**** Supplied material
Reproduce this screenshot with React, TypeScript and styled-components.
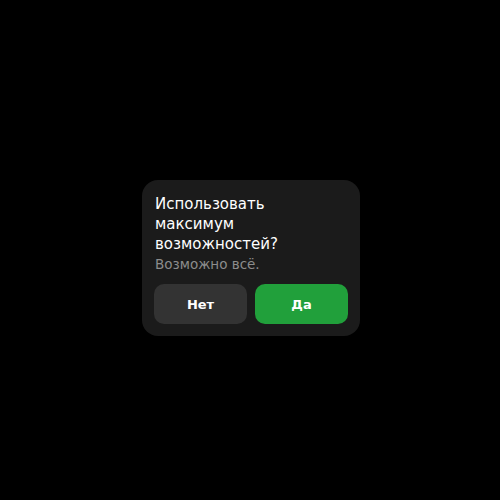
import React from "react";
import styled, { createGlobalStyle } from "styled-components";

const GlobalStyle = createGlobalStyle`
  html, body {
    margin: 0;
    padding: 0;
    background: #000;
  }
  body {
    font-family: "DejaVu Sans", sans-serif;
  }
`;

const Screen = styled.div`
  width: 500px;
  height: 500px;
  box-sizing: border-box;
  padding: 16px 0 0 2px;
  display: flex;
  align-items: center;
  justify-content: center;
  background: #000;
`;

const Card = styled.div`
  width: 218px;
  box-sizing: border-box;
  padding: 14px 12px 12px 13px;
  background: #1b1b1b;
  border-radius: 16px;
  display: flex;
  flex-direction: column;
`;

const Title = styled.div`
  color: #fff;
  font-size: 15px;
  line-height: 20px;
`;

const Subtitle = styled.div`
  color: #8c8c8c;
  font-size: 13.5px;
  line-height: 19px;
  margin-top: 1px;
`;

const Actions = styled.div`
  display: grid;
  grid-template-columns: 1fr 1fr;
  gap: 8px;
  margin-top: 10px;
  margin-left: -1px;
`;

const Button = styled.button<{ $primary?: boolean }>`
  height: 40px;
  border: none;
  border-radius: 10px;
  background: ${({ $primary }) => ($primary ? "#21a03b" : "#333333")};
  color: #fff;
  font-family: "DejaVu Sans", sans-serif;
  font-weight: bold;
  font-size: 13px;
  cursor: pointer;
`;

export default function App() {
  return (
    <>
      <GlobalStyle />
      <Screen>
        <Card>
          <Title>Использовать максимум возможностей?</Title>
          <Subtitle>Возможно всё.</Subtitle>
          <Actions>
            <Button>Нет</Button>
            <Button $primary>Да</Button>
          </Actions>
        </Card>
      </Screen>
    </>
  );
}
********
■ The task ■
Give back every line exactly as it stands, pictures excluded.

■ The answer ■
Reproduce this screenshot with React, TypeScript and styled-components.
import React from "react";
import styled, { createGlobalStyle } from "styled-components";

const GlobalStyle = createGlobalStyle`
  html, body {
    margin: 0;
    padding: 0;
    background: #000;
  }
  body {
    font-family: "DejaVu Sans", sans-serif;
  }
`;

const Screen = styled.div`
  width: 500px;
  height: 500px;
  box-sizing: border-box;
  padding: 16px 0 0 2px;
  display: flex;
  align-items: center;
  justify-content: center;
  background: #000;
`;

const Card = styled.div`
  width: 218px;
  box-sizing: border-box;
  padding: 14px 12px 12px 13px;
  background: #1b1b1b;
  border-radius: 16px;
  display: flex;
  flex-direction: column;
`;

const Title = styled.div`
  color: #fff;
  font-size: 15px;
  line-height: 20px;
`;

const Subtitle = styled.div`
  color: #8c8c8c;
  font-size: 13.5px;
  line-height: 19px;
  margin-top: 1px;
`;

const Actions = styled.div`
  display: grid;
  grid-template-columns: 1fr 1fr;
  gap: 8px;
  margin-top: 10px;
  margin-left: -1px;
`;

const Button = styled.button<{ $primary?: boolean }>`
  height: 40px;
  border: none;
  border-radius: 10px;
  background: ${({ $primary }) => ($primary ? "#21a03b" : "#333333")};
  color: #fff;
  font-family: "DejaVu Sans", sans-serif;
  font-weight: bold;
  font-size: 13px;
  cursor: pointer;
`;

export default function App() {
  return (
    <>
      <GlobalStyle />
      <Screen>
        <Card>
          <Title>Использовать максимум возможностей?</Title>
          <Subtitle>Возможно всё.</Subtitle>
          <Actions>
            <Button>Нет</Button>
            <Button $primary>Да</Button>
          </Actions>
        </Card>
      </Screen>
    </>
  );
}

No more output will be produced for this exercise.